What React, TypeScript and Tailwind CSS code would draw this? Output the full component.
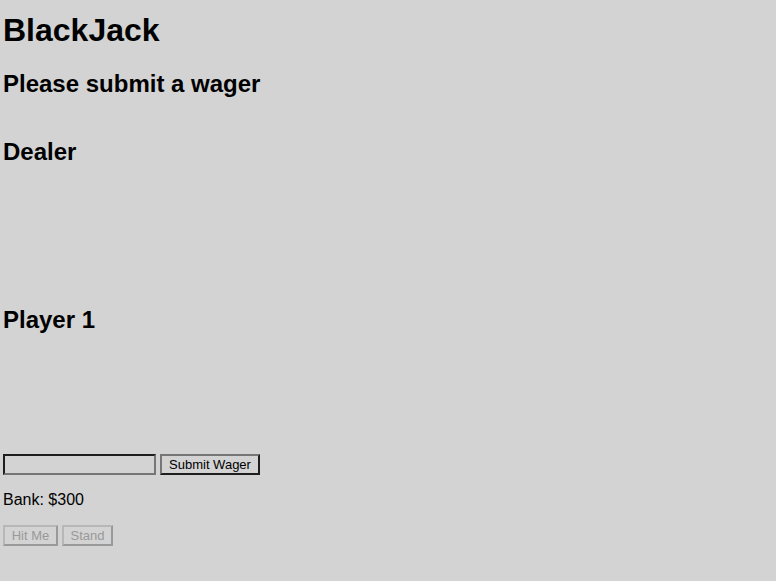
import { useState } from "react";

export default function App() {
  const [wager, setWager] = useState("");
  return (
    <main className="min-h-screen bg-[#d3d3d3] px-[3px] pt-3 font-['Liberation_Sans',Arial,sans-serif] text-base text-black">
      <h1 className="text-[32px] leading-9 font-bold">BlackJack</h1>
      <h2 className="mt-[22px] text-2xl leading-7 font-bold">Please submit a wager</h2>
      <section className="mt-10 h-32">
        <h2 className="text-2xl leading-7 font-bold">Dealer</h2>
      </section>
      <section className="mt-10 h-32">
        <h2 className="text-2xl leading-7 font-bold">Player 1</h2>
      </section>
      <form className="mt-5 flex gap-1" onSubmit={(e) => e.preventDefault()}>
        <input
          aria-label="Wager"
          type="text"
          value={wager}
          onChange={(e) => setWager(e.target.value)}
          className="h-[21px] w-[153px] border-2 border-t-[#1e1e1e] border-r-[#767676] border-b-[#767676] border-l-[#1e1e1e] px-px text-[13px]"
        />
        <button
          type="submit"
          className="h-[21px] w-[100px] border-2 border-t-[#767676] border-r-[#1e1e1e] border-b-[#1e1e1e] border-l-[#767676] text-[13px] leading-[15px] whitespace-nowrap"
        >
          Submit Wager
        </button>
      </form>
      <p className="mt-4 leading-[18px]">Bank: $300</p>
      <div className="mt-4 flex gap-1">
        <button disabled className="h-[21px] w-[55px] border-2 border-t-[#b7b7b7] border-r-[#999999] border-b-[#999999] border-l-[#b7b7b7] text-[13px] leading-[15px] whitespace-nowrap text-[#999999]">
          Hit Me
        </button>
        <button disabled className="h-[21px] w-[51px] border-2 border-t-[#b7b7b7] border-r-[#999999] border-b-[#999999] border-l-[#b7b7b7] text-[13px] leading-[15px] whitespace-nowrap text-[#999999]">
          Stand
        </button>
      </div>
    </main>
  );
}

○ ○ ○ ○ ○ ○ ○

Aim of the exercise
Print the complete listing exactly, apart from any pictures.

Reply to the task
What React, TypeScript and Tailwind CSS code would draw this? Output the full component.
import { useState } from "react";

export default function App() {
  const [wager, setWager] = useState("");
  return (
    <main className="min-h-screen bg-[#d3d3d3] px-[3px] pt-3 font-['Liberation_Sans',Arial,sans-serif] text-base text-black">
      <h1 className="text-[32px] leading-9 font-bold">BlackJack</h1>
      <h2 className="mt-[22px] text-2xl leading-7 font-bold">Please submit a wager</h2>
      <section className="mt-10 h-32">
        <h2 className="text-2xl leading-7 font-bold">Dealer</h2>
      </section>
      <section className="mt-10 h-32">
        <h2 className="text-2xl leading-7 font-bold">Player 1</h2>
      </section>
      <form className="mt-5 flex gap-1" onSubmit={(e) => e.preventDefault()}>
        <input
          aria-label="Wager"
          type="text"
          value={wager}
          onChange={(e) => setWager(e.target.value)}
          className="h-[21px] w-[153px] border-2 border-t-[#1e1e1e] border-r-[#767676] border-b-[#767676] border-l-[#1e1e1e] px-px text-[13px]"
        />
        <button
          type="submit"
          className="h-[21px] w-[100px] border-2 border-t-[#767676] border-r-[#1e1e1e] border-b-[#1e1e1e] border-l-[#767676] text-[13px] leading-[15px] whitespace-nowrap"
        >
          Submit Wager
        </button>
      </form>
      <p className="mt-4 leading-[18px]">Bank: $300</p>
      <div className="mt-4 flex gap-1">
        <button disabled className="h-[21px] w-[55px] border-2 border-t-[#b7b7b7] border-r-[#999999] border-b-[#999999] border-l-[#b7b7b7] text-[13px] leading-[15px] whitespace-nowrap text-[#999999]">
          Hit Me
        </button>
        <button disabled className="h-[21px] w-[51px] border-2 border-t-[#b7b7b7] border-r-[#999999] border-b-[#999999] border-l-[#b7b7b7] text-[13px] leading-[15px] whitespace-nowrap text-[#999999]">
          Stand
        </button>
      </div>
    </main>
  );
}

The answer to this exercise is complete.